A crise no campo argentino acabou, mas na política continua. O chefe do gabinete de ministros, Alberto Fernández, renunciou ao cargo depois de tê-lo ocupado durante os últimos cinco anos, que incluíram todo o governo de Néstor Kirchner (2003-2007) e os oito meses do de Cristina Fernández. Os Kirchner sempre confiaram em poucas pessoas para tomar as decisões, e Alberto Fernández pertencia a esse círculo íntimo. Um jovem dirigente peronista, Sérgio Massa, vai substituí-lo.
O chefe de gabinete, que é uma espécie de primeiro-ministro, se demitiu para "oxigenar" a gestão da presidente e porque "é preciso lhe dar liberdade", segundo fontes próximas ao político demissionário. O presidente da União Cívica Radical (UCR), de oposição, Gerardo Morales, interpretou que Alberto Fernández pretendia que a própria Cristina Fernández governasse, e não que o país continuasse conduzido de fato por seu marido e atual presidente do partido peronista.
O confronto entre Kirchner e Alberto Fernández ocorreu durante o conflito agrário. O chefe de gabinete tinha se encarregado pessoalmente da negociação com as entidades rurais, que realizaram quatro greves contra o aumento do imposto sobre a exportação de soja, e havia defendido a moderação dentro do governo. Em troca, Néstor Kirchner era partidário de não ceder diante dos agricultores, alegando que por trás do protesto havia grandes grupos econômicos que queriam derrubar o governo de sua mulher.
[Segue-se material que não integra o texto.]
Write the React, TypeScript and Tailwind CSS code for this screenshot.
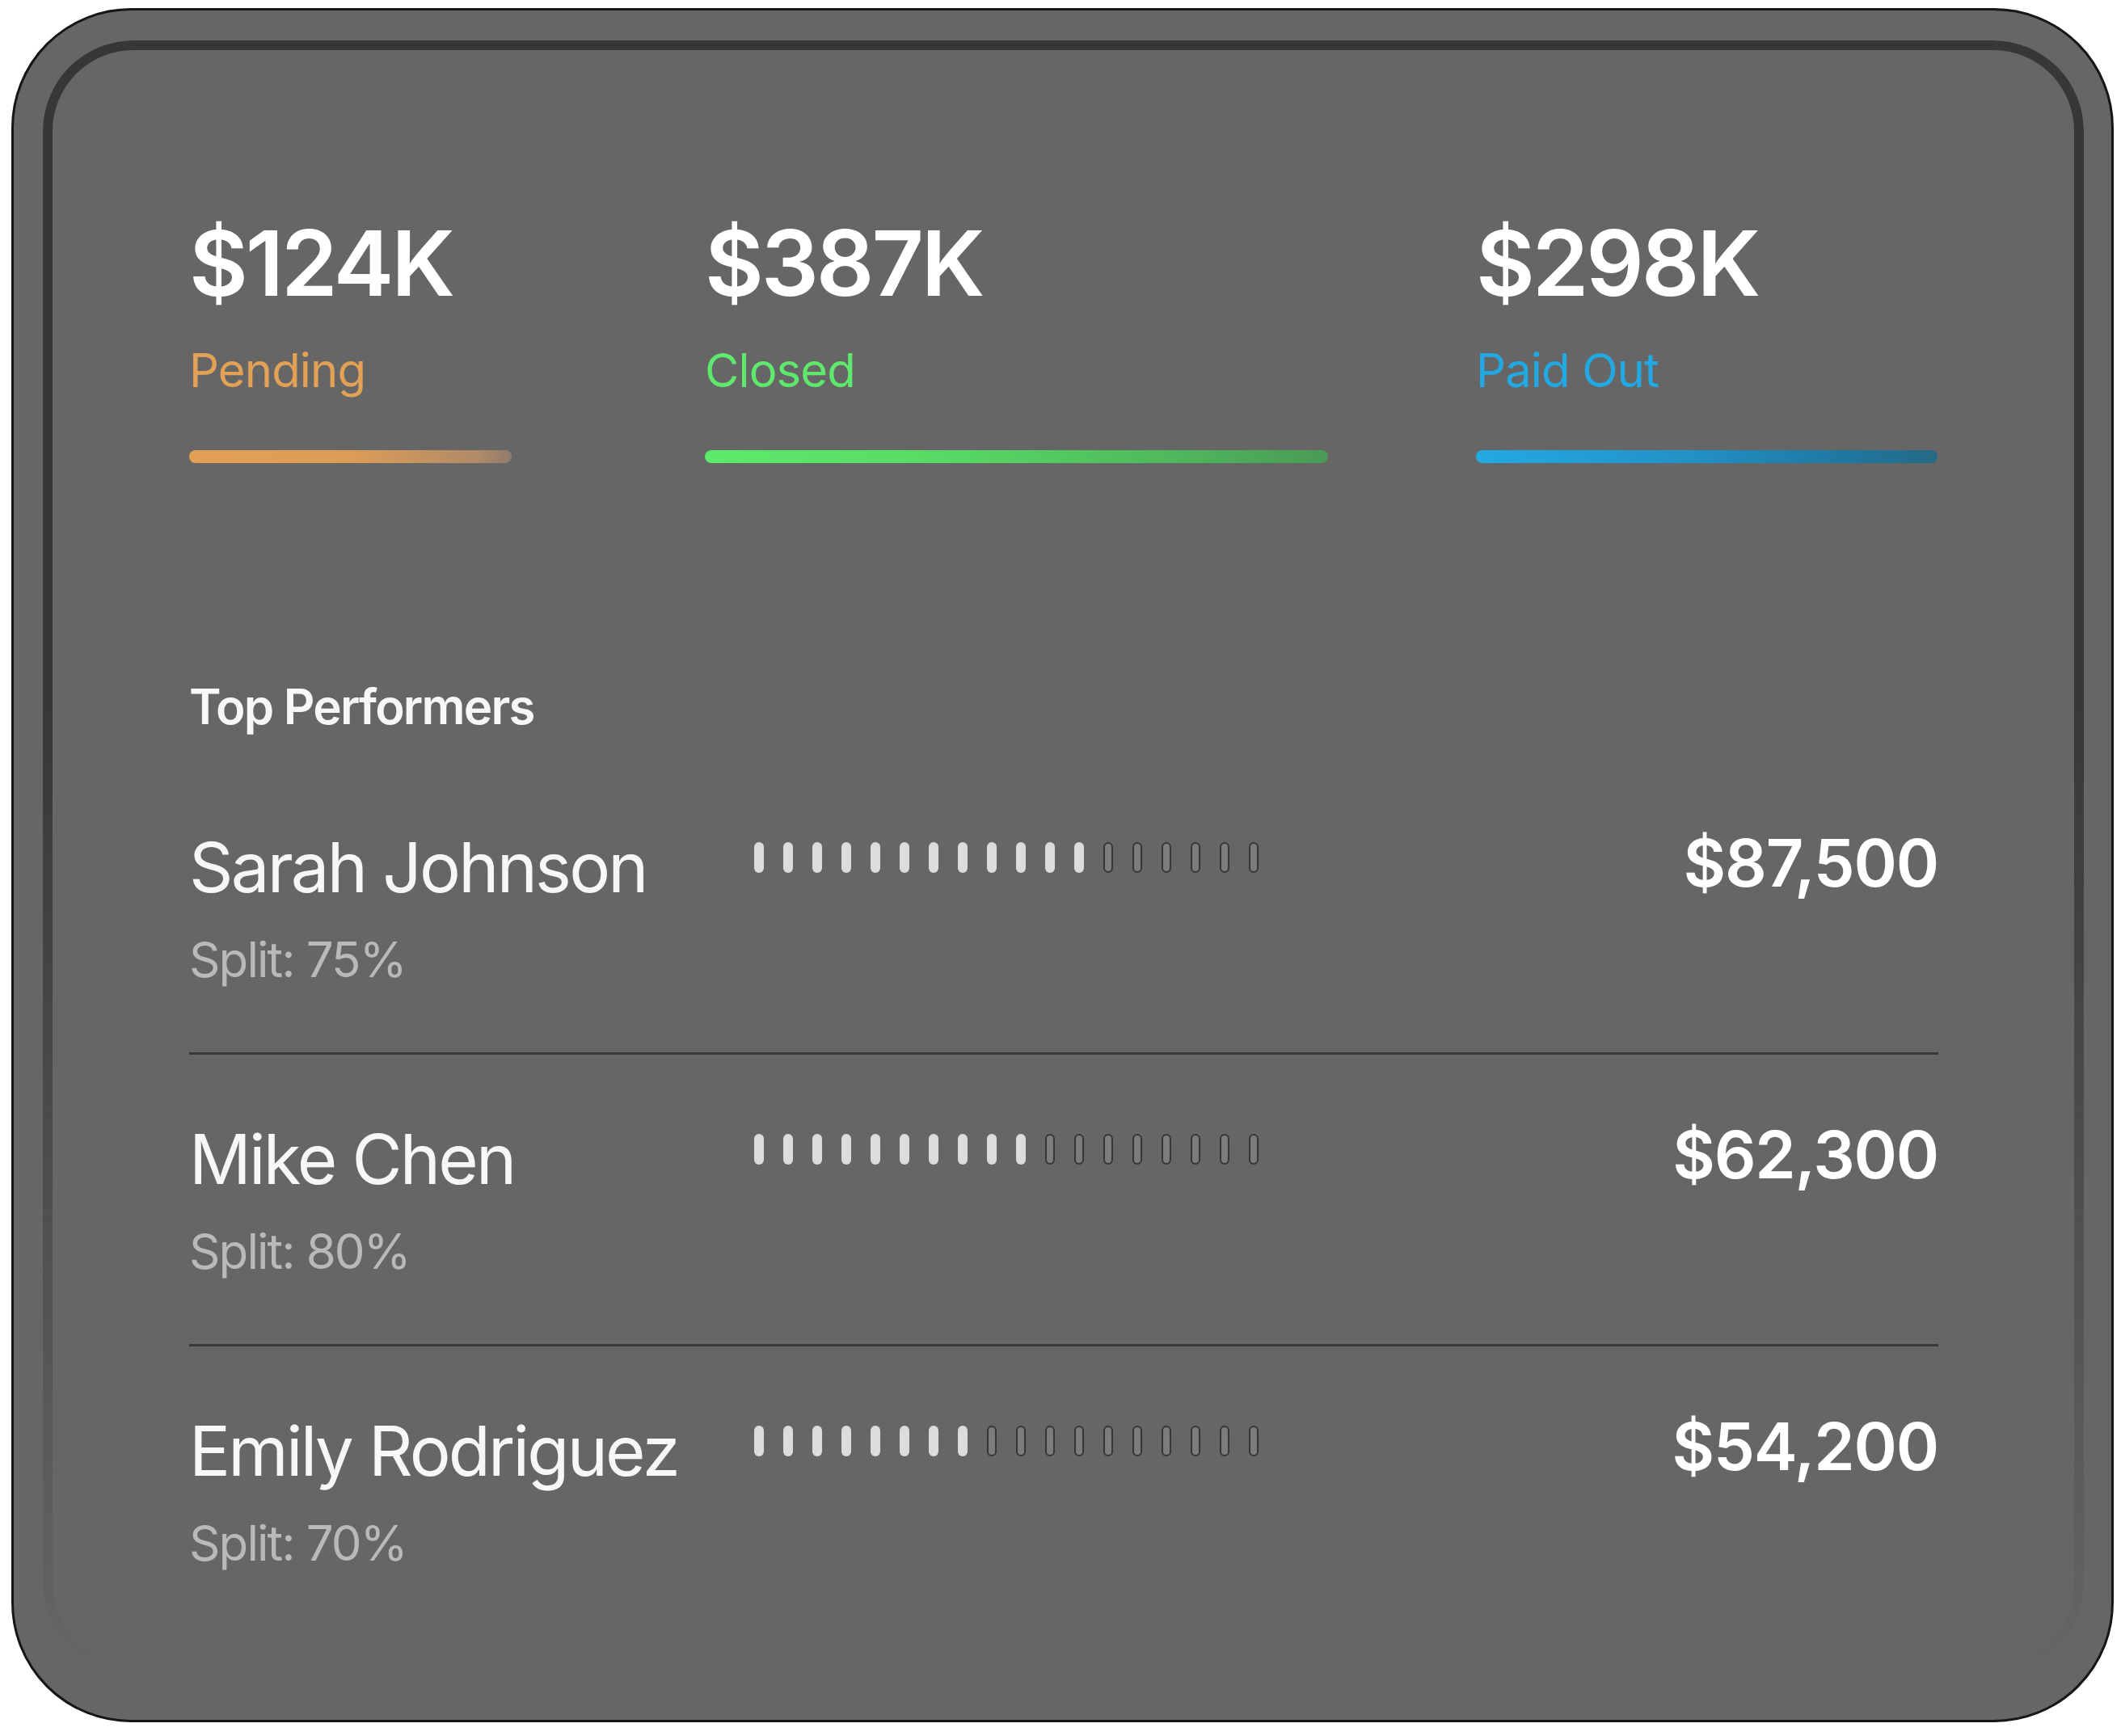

Alberto Fernández também recebeu críticas no peronismo por ter promovido dois personagens que caíram em desgraça para os Kirchner: Martín Lousteau, que foi o ministro da Economia que idealizou o aumento tributário da soja, e o radical kirchnerista Julio Cobos, vice-presidente do governo e presidente do Senado, que na última quinta-feira votou contra a lei que ratificaria o aumento fiscal e o derrubou.
Mas Alberto Fernández não quer sair sozinho. Pretende que também renuncie seu rival no governo, o ministro do Planejamento Federal, Julio de Vido, homem de confiança de Kirchner e que conduz as relações com empresas espanholas como Repsol YPF, Endesa, Telefónica e Marsans. Também pretende que saíam dois subalternos de Vido: os secretários do Comércio Interior, Guillermo Moreno, conhecido por empresários e técnicos de estatísticas pelos métodos autoritários que usa para conseguir seus objetivos, e o do Transporte, Ricardo Jaime, o funcionário que acumula mais causas judiciais contra ele no governo argentino.
O radical Morales reclamou o afastamento desses três e também o do ministro da Economia, Carlos Fernández, porque argumenta que "na realidade não há ministro" e só cumpre o que Kirchner ordena. Uma vez terminada a crise agrária com o adiamento do aumento do imposto na última segunda-feira, governadores de províncias peronistas e dirigentes de outros partidos da oposição, como a Coalizão Cívica de Elisa Carrió e o conservador Mauricio Macri, haviam pedido mudanças no gabinete.
Alberto Fernández, peronista de 49 anos, havia ocupado um cargo técnico no governo de Carlos Menem (1989-1999) e em 2000 integrou uma coalizão conservadora encabeçada pelo ex-ministro da Economia Domingo Cavallo. No entanto, em 2003, quando Néstor Kirchner assumiu o poder com o discurso da esquerda peronista, confiou em Fernández para dirigir o gabinete.